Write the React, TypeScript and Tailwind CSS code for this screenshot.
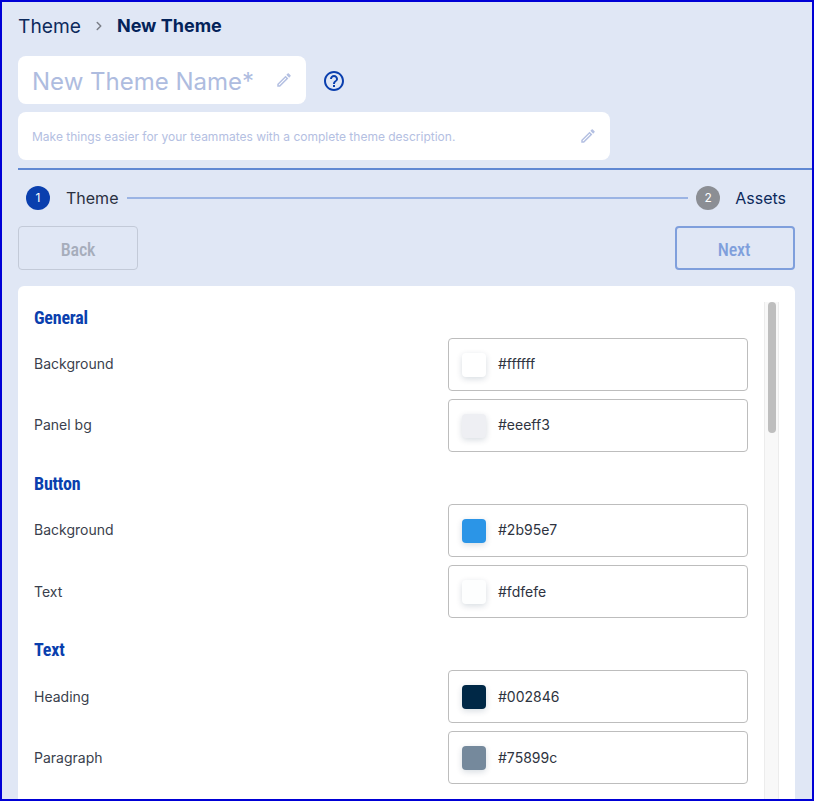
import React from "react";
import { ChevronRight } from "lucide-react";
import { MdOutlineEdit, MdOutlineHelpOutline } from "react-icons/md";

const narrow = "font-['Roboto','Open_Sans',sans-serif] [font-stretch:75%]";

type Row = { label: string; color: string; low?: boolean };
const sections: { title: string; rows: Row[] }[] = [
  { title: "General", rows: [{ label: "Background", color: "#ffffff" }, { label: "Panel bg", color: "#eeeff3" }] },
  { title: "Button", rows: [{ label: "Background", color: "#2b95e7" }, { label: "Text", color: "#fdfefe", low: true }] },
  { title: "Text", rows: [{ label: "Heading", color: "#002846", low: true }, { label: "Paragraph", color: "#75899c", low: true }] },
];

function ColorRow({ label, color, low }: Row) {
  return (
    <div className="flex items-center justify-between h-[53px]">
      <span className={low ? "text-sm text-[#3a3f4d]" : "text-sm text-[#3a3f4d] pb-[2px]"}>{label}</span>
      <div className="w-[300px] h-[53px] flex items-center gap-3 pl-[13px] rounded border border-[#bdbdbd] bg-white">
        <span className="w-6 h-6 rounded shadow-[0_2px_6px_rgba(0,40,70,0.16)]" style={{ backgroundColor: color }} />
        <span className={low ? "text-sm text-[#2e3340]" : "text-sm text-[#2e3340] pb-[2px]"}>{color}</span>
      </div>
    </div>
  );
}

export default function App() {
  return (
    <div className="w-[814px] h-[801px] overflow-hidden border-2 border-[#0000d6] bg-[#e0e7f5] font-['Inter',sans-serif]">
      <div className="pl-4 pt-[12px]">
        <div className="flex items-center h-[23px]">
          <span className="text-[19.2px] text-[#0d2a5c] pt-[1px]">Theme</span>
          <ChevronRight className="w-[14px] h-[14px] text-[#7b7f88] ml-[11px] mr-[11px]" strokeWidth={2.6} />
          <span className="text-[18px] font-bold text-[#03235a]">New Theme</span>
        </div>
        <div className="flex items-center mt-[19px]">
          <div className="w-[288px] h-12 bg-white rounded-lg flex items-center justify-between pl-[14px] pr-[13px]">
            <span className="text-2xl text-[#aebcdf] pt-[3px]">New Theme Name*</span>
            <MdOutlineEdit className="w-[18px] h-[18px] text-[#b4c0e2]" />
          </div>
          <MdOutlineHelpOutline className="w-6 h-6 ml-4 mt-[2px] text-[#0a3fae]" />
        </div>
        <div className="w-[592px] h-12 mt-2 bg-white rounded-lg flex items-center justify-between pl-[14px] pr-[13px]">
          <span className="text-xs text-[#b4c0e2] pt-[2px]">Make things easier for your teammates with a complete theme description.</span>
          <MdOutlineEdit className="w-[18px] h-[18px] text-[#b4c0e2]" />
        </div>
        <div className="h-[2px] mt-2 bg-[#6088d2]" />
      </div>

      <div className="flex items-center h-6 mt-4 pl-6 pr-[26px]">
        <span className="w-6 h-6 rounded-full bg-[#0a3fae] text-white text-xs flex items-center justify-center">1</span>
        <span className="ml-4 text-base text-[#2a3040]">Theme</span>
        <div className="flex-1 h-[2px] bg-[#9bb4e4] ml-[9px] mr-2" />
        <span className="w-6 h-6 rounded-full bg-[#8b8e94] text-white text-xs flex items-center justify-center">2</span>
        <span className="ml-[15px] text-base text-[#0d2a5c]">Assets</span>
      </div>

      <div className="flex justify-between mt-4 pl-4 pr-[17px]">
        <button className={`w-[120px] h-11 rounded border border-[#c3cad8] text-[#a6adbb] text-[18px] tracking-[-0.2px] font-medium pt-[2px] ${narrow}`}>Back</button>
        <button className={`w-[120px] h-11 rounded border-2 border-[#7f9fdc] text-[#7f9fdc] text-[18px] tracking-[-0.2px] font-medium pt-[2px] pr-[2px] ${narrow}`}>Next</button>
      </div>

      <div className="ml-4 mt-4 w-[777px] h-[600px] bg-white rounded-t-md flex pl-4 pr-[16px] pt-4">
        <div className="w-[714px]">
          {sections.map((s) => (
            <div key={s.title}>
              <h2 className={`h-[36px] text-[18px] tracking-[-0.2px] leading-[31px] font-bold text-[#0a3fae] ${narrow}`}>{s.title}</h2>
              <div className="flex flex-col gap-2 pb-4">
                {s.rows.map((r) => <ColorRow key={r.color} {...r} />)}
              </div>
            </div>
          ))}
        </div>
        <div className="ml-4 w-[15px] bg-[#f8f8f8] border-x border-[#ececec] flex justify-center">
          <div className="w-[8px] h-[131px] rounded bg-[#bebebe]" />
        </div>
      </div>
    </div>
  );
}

━━━━━━━━━━━━━━━━

## DIRECTIVE
Without the pictures, write out the whole listing above exactly as it appears.

## EXERCISE RESPONSE
Write the React, TypeScript and Tailwind CSS code for this screenshot.
import React from "react";
import { ChevronRight } from "lucide-react";
import { MdOutlineEdit, MdOutlineHelpOutline } from "react-icons/md";

const narrow = "font-['Roboto','Open_Sans',sans-serif] [font-stretch:75%]";

type Row = { label: string; color: string; low?: boolean };
const sections: { title: string; rows: Row[] }[] = [
  { title: "General", rows: [{ label: "Background", color: "#ffffff" }, { label: "Panel bg", color: "#eeeff3" }] },
  { title: "Button", rows: [{ label: "Background", color: "#2b95e7" }, { label: "Text", color: "#fdfefe", low: true }] },
  { title: "Text", rows: [{ label: "Heading", color: "#002846", low: true }, { label: "Paragraph", color: "#75899c", low: true }] },
];

function ColorRow({ label, color, low }: Row) {
  return (
    <div className="flex items-center justify-between h-[53px]">
      <span className={low ? "text-sm text-[#3a3f4d]" : "text-sm text-[#3a3f4d] pb-[2px]"}>{label}</span>
      <div className="w-[300px] h-[53px] flex items-center gap-3 pl-[13px] rounded border border-[#bdbdbd] bg-white">
        <span className="w-6 h-6 rounded shadow-[0_2px_6px_rgba(0,40,70,0.16)]" style={{ backgroundColor: color }} />
        <span className={low ? "text-sm text-[#2e3340]" : "text-sm text-[#2e3340] pb-[2px]"}>{color}</span>
      </div>
    </div>
  );
}

export default function App() {
  return (
    <div className="w-[814px] h-[801px] overflow-hidden border-2 border-[#0000d6] bg-[#e0e7f5] font-['Inter',sans-serif]">
      <div className="pl-4 pt-[12px]">
        <div className="flex items-center h-[23px]">
          <span className="text-[19.2px] text-[#0d2a5c] pt-[1px]">Theme</span>
          <ChevronRight className="w-[14px] h-[14px] text-[#7b7f88] ml-[11px] mr-[11px]" strokeWidth={2.6} />
          <span className="text-[18px] font-bold text-[#03235a]">New Theme</span>
        </div>
        <div className="flex items-center mt-[19px]">
          <div className="w-[288px] h-12 bg-white rounded-lg flex items-center justify-between pl-[14px] pr-[13px]">
            <span className="text-2xl text-[#aebcdf] pt-[3px]">New Theme Name*</span>
            <MdOutlineEdit className="w-[18px] h-[18px] text-[#b4c0e2]" />
          </div>
          <MdOutlineHelpOutline className="w-6 h-6 ml-4 mt-[2px] text-[#0a3fae]" />
        </div>
        <div className="w-[592px] h-12 mt-2 bg-white rounded-lg flex items-center justify-between pl-[14px] pr-[13px]">
          <span className="text-xs text-[#b4c0e2] pt-[2px]">Make things easier for your teammates with a complete theme description.</span>
          <MdOutlineEdit className="w-[18px] h-[18px] text-[#b4c0e2]" />
        </div>
        <div className="h-[2px] mt-2 bg-[#6088d2]" />
      </div>

      <div className="flex items-center h-6 mt-4 pl-6 pr-[26px]">
        <span className="w-6 h-6 rounded-full bg-[#0a3fae] text-white text-xs flex items-center justify-center">1</span>
        <span className="ml-4 text-base text-[#2a3040]">Theme</span>
        <div className="flex-1 h-[2px] bg-[#9bb4e4] ml-[9px] mr-2" />
        <span className="w-6 h-6 rounded-full bg-[#8b8e94] text-white text-xs flex items-center justify-center">2</span>
        <span className="ml-[15px] text-base text-[#0d2a5c]">Assets</span>
      </div>

      <div className="flex justify-between mt-4 pl-4 pr-[17px]">
        <button className={`w-[120px] h-11 rounded border border-[#c3cad8] text-[#a6adbb] text-[18px] tracking-[-0.2px] font-medium pt-[2px] ${narrow}`}>Back</button>
        <button className={`w-[120px] h-11 rounded border-2 border-[#7f9fdc] text-[#7f9fdc] text-[18px] tracking-[-0.2px] font-medium pt-[2px] pr-[2px] ${narrow}`}>Next</button>
      </div>

      <div className="ml-4 mt-4 w-[777px] h-[600px] bg-white rounded-t-md flex pl-4 pr-[16px] pt-4">
        <div className="w-[714px]">
          {sections.map((s) => (
            <div key={s.title}>
              <h2 className={`h-[36px] text-[18px] tracking-[-0.2px] leading-[31px] font-bold text-[#0a3fae] ${narrow}`}>{s.title}</h2>
              <div className="flex flex-col gap-2 pb-4">
                {s.rows.map((r) => <ColorRow key={r.color} {...r} />)}
              </div>
            </div>
          ))}
        </div>
        <div className="ml-4 w-[15px] bg-[#f8f8f8] border-x border-[#ececec] flex justify-center">
          <div className="w-[8px] h-[131px] rounded bg-[#bebebe]" />
        </div>
      </div>
    </div>
  );
}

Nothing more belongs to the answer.